The find_length() function is a bit impractical! An interesting design, but not something we would use in practice.

from functools import reduce

# there are no longer any for loops in the code

def convert_to_num(strings):
    """convert list of strings to floats"""
    return list(map(float, strings)) 

def sum_numbers(number1, number2):
    """find sum of two numbers"""
    return number1 + number2
    
def find_length(values):
    """find length of a list"""
    # this gives a 1 for every value, which are all added together
    # equal to the length
    return reduce(sum_numbers, map(lambda _: 1, values))
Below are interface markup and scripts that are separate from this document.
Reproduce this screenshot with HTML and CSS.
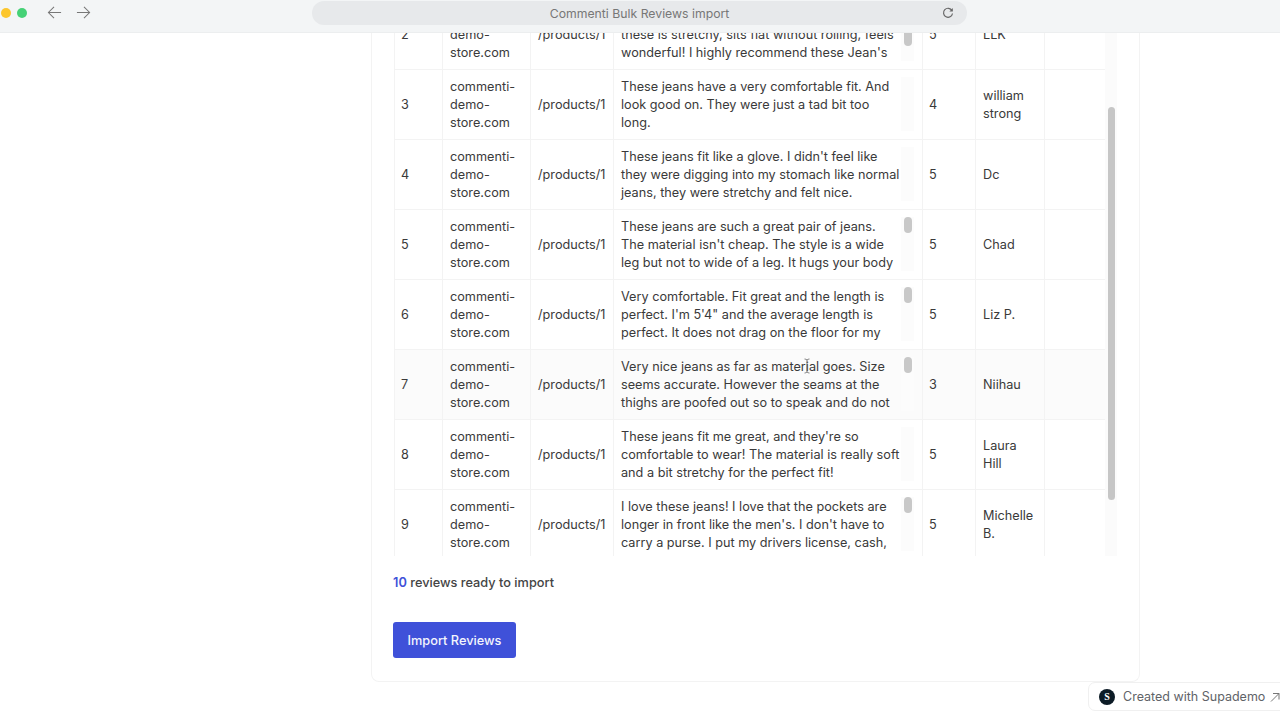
FILE: index.html
```html
<!DOCTYPE html>
<html lang="en">
<head>
<meta charset="utf-8">
<title>Commenti Bulk Reviews import</title>
<link rel="stylesheet" href="styles.css">
</head>
<body>
<header class="browser-bar">
  <div class="lights"><span class="light yellow"></span><span class="light green"></span></div>
  <nav class="nav-arrows">
    <svg class="arrow" viewBox="0 0 16 16"><path d="M15 8H1.500M7.500 2L1.500 8l6 6"/></svg>
    <svg class="arrow" viewBox="0 0 16 16"><path d="M1 8h13.500M8.500 2l6 6-6 6"/></svg>
  </nav>
  <div class="url-bar">
    <span class="url-text">Commenti Bulk Reviews import</span>
    <svg class="reload" viewBox="0 0 12 12"><path d="M10 3.600A4.500 4.500 0 1 0 10.500 6.500"/><path class="solid" d="M10.800 1v3.400H7.400z"/></svg>
  </div>
</header>
<main class="page">
  <section class="card">
    <div class="table-wrap">
      <div class="table-clip">
        <table class="reviews">
          <colgroup><col class="c1"><col class="c2"><col class="c3"><col class="c4"><col class="c5"><col class="c6"><col class="c7"></colgroup>
          <tbody>
            <tr><td class="num">2</td><td>commenti-demo-store.com</td><td>/products/1</td><td><div class="review end"><p>these is stretchy, sits flat without rolling, feels wonderful! I highly recommend these Jean's</p><div class="track"><span class="thumb low"></span></div></div></td><td class="num">5</td><td>LLK</td><td></td></tr>
            <tr><td class="num">3</td><td>commenti-demo-store.com</td><td>/products/1</td><td><div class="review"><p>These jeans have a very comfortable fit. And look good on. They were just a tad bit too long.</p><div class="track"></div></div></td><td class="num">4</td><td>william strong</td><td></td></tr>
            <tr><td class="num">4</td><td>commenti-demo-store.com</td><td>/products/1</td><td><div class="review"><p>These jeans fit like a glove. I didn't feel like they were digging into my stomach like normal jeans, they were stretchy and felt nice.</p><div class="track"></div></div></td><td class="num">5</td><td>Dc</td><td></td></tr>
            <tr><td class="num">5</td><td>commenti-demo-store.com</td><td>/products/1</td><td><div class="review"><p>These jeans are such a great pair of jeans. The material isn't cheap. The style is a wide leg but not to wide of a leg. It hugs your body</p><div class="track"><span class="thumb"></span></div></div></td><td class="num">5</td><td>Chad</td><td></td></tr>
            <tr><td class="num">6</td><td>commenti-demo-store.com</td><td>/products/1</td><td><div class="review"><p>Very comfortable. Fit great and the length is perfect. I'm 5'4" and the average length is perfect. It does not drag on the floor for my</p><div class="track"><span class="thumb"></span></div></div></td><td class="num">5</td><td>Liz P.</td><td></td></tr>
            <tr class="hovered"><td class="num">7</td><td>commenti-demo-store.com</td><td>/products/1</td><td><div class="review"><p>Very nice jeans as far as material goes. Size seems accurate. However the seams at the thighs are poofed out so to speak and do not</p><div class="track"><span class="thumb"></span></div></div></td><td class="num">3</td><td>Niihau</td><td></td></tr>
            <tr><td class="num">8</td><td>commenti-demo-store.com</td><td>/products/1</td><td><div class="review"><p>These jeans fit me great, and they're so comfortable to wear! The material is really soft and a bit stretchy for the perfect fit!</p><div class="track"></div></div></td><td class="num">5</td><td>Laura Hill</td><td></td></tr>
            <tr><td class="num">9</td><td>commenti-demo-store.com</td><td>/products/1</td><td><div class="review"><p>I love these jeans! I love that the pockets are longer in front like the men's. I don't have to carry a purse. I put my drivers license, cash,</p><div class="track"><span class="thumb"></span></div></div></td><td class="num">5</td><td>Michelle B.</td><td></td></tr>
          </tbody>
        </table>
      </div>
      <div class="outer-track"><span class="outer-thumb"></span></div>
    </div>
    <p class="summary"><span class="count">10</span> reviews ready to import</p>
    <button class="import-btn" type="button">Import Reviews</button>
  </section>
</main>
<svg class="cursor" viewBox="0 0 8 16"><path d="M1.500 1c1 0 2 .4 2.500 1 .5-.6 1.500-1 2.500-1M4 2v12M1.500 15c1 0 2-.4 2.500-1 .5.6 1.500 1 2.500 1"/></svg>
<a class="badge" href="#"><span class="badge-logo">S</span><span>Created with Supademo</span><svg class="badge-arrow" viewBox="0 0 10 10"><path d="M1 9.500L9 1.500M3 1.500h6v6"/></svg></a>
</body>
</html>
```

FILE: styles.css
```css
* { box-sizing: border-box; }
html, body { margin: 0; height: 720px; overflow: hidden; }
body { background: #fff; font-family: Inter, "Liberation Sans", sans-serif; color: #3a3a3a; display: flex; flex-direction: column; }

.browser-bar { height: 33px; flex: none; background: #f3f5f6; border-bottom: 1px solid #eceeef; display: flex; align-items: flex-start; position: relative; z-index: 2; }
.lights { display: flex; gap: 6px; padding: 8px 0 0 1px; width: 47px; }
.light { width: 10px; height: 10px; border-radius: 50%; }
.yellow { background: #fcc62d; }
.green { background: #45d176; }
.nav-arrows { display: flex; gap: 14px; padding-top: 5px; width: 265px; }
.arrow { width: 15px; height: 15px; fill: none; stroke: #777; stroke-width: 1.1; }
.url-bar { width: 655px; height: 24px; margin-top: 1px; background: #e7e9eb; border-radius: 12px; display: flex; align-items: center; justify-content: center; position: relative; }
.url-text { font-size: 12.250px; color: #777; }
.reload { position: absolute; right: 13px; top: 6px; width: 12px; height: 12px; fill: none; stroke: #666; stroke-width: 1.2; }
.reload .solid { fill: #666; stroke: none; }

.page { flex: 1; padding-left: 371px; }
.card { width: 769px; height: 649px; border: 1px solid #f3f3f3; border-top: 0; border-radius: 0 0 8px 8px; padding-left: 21px; }
.table-wrap { display: flex; width: 724px; height: 523px; overflow: hidden; padding-left: 1px; }
.table-clip { width: 711px; height: 523px; overflow: hidden; flex: none; }
.reviews { border-collapse: collapse; table-layout: fixed; width: 711px; margin-top: -34px; font-size: 12.700px; line-height: 18px; }
.c1 { width: 48px; } .c2 { width: 88px; } .c3 { width: 83px; } .c4 { width: 309px; } .c5 { width: 53px; } .c6 { width: 69px; } .c7 { width: 61px; }
.reviews tr { height: 70px; }
.reviews td { border: 1px solid #f3f3f3; padding: 8px 7px 7px; vertical-align: middle; color: #3a3a3a; }
.reviews .num { padding-left: 6px; }
.hovered td { background: #fbfbfb; }
.review { display: flex; height: 54px; }
.review p { margin: 0; width: 280px; flex: none; }
.end p { align-self: flex-end; }
.track { width: 13px; height: 54px; margin-top: -1px; flex: none; background: #fcfcfc; padding: 0 3px; }
.thumb { display: block; width: 8px; height: 16px; border-radius: 4px; background: #c8c8c8; }
.thumb.low { margin-top: 23px; }

.outer-track { width: 12px; height: 523px; flex: none; background: #fbfbfb; padding: 74px 2px 0 3px; }
.outer-thumb { display: block; width: 7px; height: 393px; border-radius: 4px; background: #c6c6c6; }

.summary { margin: 19px 0 0; font-size: 12.750px; line-height: 16px; font-weight: 500; color: #444; }
.count { color: #3f51d9; font-weight: 600; }
.import-btn { display: block; margin-top: 31px; width: 123px; height: 36px; border: 0; border-radius: 3px; background: #3f51d9; color: #f4f5fd; font: 500 12.750px Inter, "Liberation Sans", sans-serif; }

.cursor { position: absolute; left: 803px; top: 358px; width: 8px; height: 16px; fill: none; stroke: #666; stroke-width: .8; z-index: 3; }
.badge { position: absolute; left: 1088px; top: 682px; width: 200px; height: 29px; padding-left: 10px; display: flex; align-items: center; gap: 8px; background: #fff; border: 1px solid #f0f0f0; border-radius: 7px; font-size: 12.500px; color: #5f6368; text-decoration: none; }
.badge-logo { width: 16px; height: 16px; border-radius: 50%; background: #0c1b26; color: #fff; font: 700 10px/16px "Liberation Serif", serif; text-align: center; flex: none; }
.badge-arrow { width: 10px; height: 10px; margin-left: -3px; fill: none; stroke: #777; stroke-width: 1; flex: none; }
```
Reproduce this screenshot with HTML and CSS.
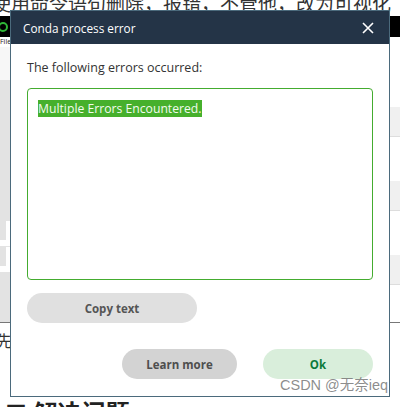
FILE: index.html
```html
<!DOCTYPE html>
<html lang="en">
  <head>
    <meta charset="UTF-8" />
    <meta name="viewport" content="width=device-width, initial-scale=1.0" />
    <title>Conda process error</title>
    <link rel="stylesheet" href="styles.css">
  </head>
  <body>
    <div class="page">
      <p class="top_line">使用命令语句删除，报错，不管他，改为可视化</p>
      <div class="nav_bar"><span class="ring"></span></div>
      <div class="menu_row">File</div>
      <div class="shot">
        <div class="shot_left">
          <div class="gap_a"></div>
          <div class="pane"></div>
          <div class="white_bit"></div>
          <div class="white_bit"></div>
          <div class="pane_end"></div>
        </div>
        <div class="shot_right">
          <div class="line_r"></div>
          <div class="line_r"></div>
          <div class="line_r"></div>
        </div>
      </div>
      <p class="next_line">先</p>
      <h2 class="heading">二 解决问题</h2>
    </div>

    <div class="dialog">
      <div class="dialog_head">
        <span class="dialog_title">Conda process error</span>
        <svg class="close" width="12" height="12" viewBox="0 0 12 12">
          <path d="M1 1 L11 11 M11 1 L1 11" stroke="#fff" stroke-width="1.6" fill="none" />
        </svg>
      </div>
      <div class="dialog_body">
        <p class="msg">The following errors occurred:</p>
        <div class="err_box"><span class="sel">Multiple Errors Encountered.</span></div>
        <button class="btn btn_copy">Copy text</button>
        <div class="actions">
          <button class="btn btn_learn">Learn more</button>
          <button class="btn btn_ok">Ok</button>
        </div>
      </div>
    </div>

    <div class="watermark">CSDN @无奈ieq</div>
  </body>
</html>
```

FILE: styles.css
```css
* {
  box-sizing: border-box;
}
body {
  margin: 0;
  width: 400px;
  height: 407px;
  overflow: hidden;
  position: relative;
  background: #fff;
  font-family: "Open Sans", "Noto Sans CJK SC", sans-serif;
}

/* page behind the dialog */
.page {
  display: flex;
  flex-direction: column;
}
.top_line {
  margin: -9px 0 0 -8px;
  height: 25px;
  font-size: 19px;
  line-height: 24px;
  color: #333;
  white-space: nowrap;
  font-family: "Noto Sans CJK SC", sans-serif;
}
.nav_bar {
  height: 21px;
  background: #000;
  display: flex;
  align-items: center;
}
.ring {
  width: 10px;
  height: 10px;
  border: 2px solid #2fb536;
  border-radius: 50%;
  margin-left: -2px;
}
.menu_row {
  height: 10px;
  font-size: 7px;
  line-height: 10px;
  color: #222;
}
.shot {
  height: 276px;
  display: flex;
  justify-content: space-between;
  border-bottom: 1px solid #777;
}
.shot_left {
  width: 12px;
  display: flex;
  flex-direction: column;
}
.gap_a {
  height: 33px;
  background: #f7f7f7;
}
.pane {
  height: 140px;
  background: #e3e3e3;
}
.white_bit {
  height: 20px;
  background: #fff;
  border-top: 1px solid #e3e3e3;
  margin-bottom: 6px;
  border-left: 6px solid #e3e3e3;
}
.pane_end {
  flex-grow: 1;
  background: #e3e3e3;
}
.shot_right {
  width: 12px;
  display: flex;
  flex-direction: column;
  padding-top: 60px;
  gap: 44px;
}
.line_r {
  height: 30px;
  background: #f0f0f0;
  border-bottom: 1px solid #ddd;
}
.next_line {
  margin: 7px 0 0 -4px;
  font-size: 16px;
  line-height: 20px;
  color: #333;
  font-family: "Noto Sans CJK SC", sans-serif;
}
.heading {
  margin: 48px 0 0 4px;
  font-size: 24px;
  line-height: 28px;
  color: #222;
  font-family: "Noto Sans CJK SC", sans-serif;
}

/* dialog */
.dialog {
  position: absolute;
  left: 10px;
  top: 10px;
  width: 380px;
  height: 387px;
  background: #fff;
  border: 1px solid #4b6a7c;
  display: flex;
  flex-direction: column;
}
.dialog_head {
  height: 33px;
  background: #243447;
  display: flex;
  align-items: center;
  justify-content: space-between;
  padding: 0 15px 0 12px;
}
.dialog_title {
  color: #fff;
  font-size: 11.8px;
}
.dialog_body {
  flex-grow: 1;
  padding: 15px 16px 0 16px;
  display: flex;
  flex-direction: column;
}
.msg {
  margin: 0 0 11px 0;
  font-size: 12.5px;
  line-height: 18px;
  color: #333;
}
.err_box {
  height: 192px;
  border: 1px solid #44ac2f;
  border-radius: 4px;
  padding: 7px 10px;
}
.sel {
  background: #46b02c;
  color: #f3fbef;
  font-size: 12.2px;
  line-height: 17px;
  display: inline-block;
}
.btn {
  border: none;
  border-radius: 15px;
  height: 30px;
  font-family: "Open Sans", sans-serif;
  font-weight: 700;
  font-size: 11.5px;
  padding: 0;
}
.btn_copy {
  width: 170px;
  margin-top: 13px;
  background: #e0e0e0;
  color: #555;
}
.actions {
  margin-top: 26px;
  display: flex;
  justify-content: flex-end;
  gap: 26px;
}
.btn_learn {
  width: 115px;
  background: #d3d3d3;
  color: #4e4e4e;
}
.btn_ok {
  width: 110px;
  background: #d9eedb;
  color: #0b7a3a;
}
.watermark {
  position: absolute;
  left: 280px;
  top: 376px;
  font-family: "Liberation Sans", "Noto Sans CJK SC", sans-serif;
  font-size: 14.5px;
  line-height: 18px;
  color: rgba(120, 120, 120, 0.85);
}
```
def calculate_mean(numbers):
    """given list of numbers return mean"""
    return reduce(sum_numbers, numbers) / find_length(numbers)
    
def sum_squared_diffs(numbers):
    """calculate the sum of the squared differences"""
    mean = calculate_mean(numbers)
    # calculate sum squared difference for each value, then add together
    squared_differences = map(lambda values: (values - mean)**2, numbers)
    return reduce(sum_numbers, squared_differences)

def standard_deviation(numbers):
    """calculate standard deviation of list of numbers"""
    variance = sum_squared_diffs(numbers) / find_length(numbers)
    sd = variance ** 0.5
    return sd


input_strings = ["5.5", "7.4", "9.3", "4.6", "5.4", "10.1", "2.5", "6.1"]

numerical_values = convert_to_num(input_strings)

sd = standard_deviation(numerical_values)

print(sd)

2.3302025126585026

Congratulations, you’ve completed the Modular Programming in Python course.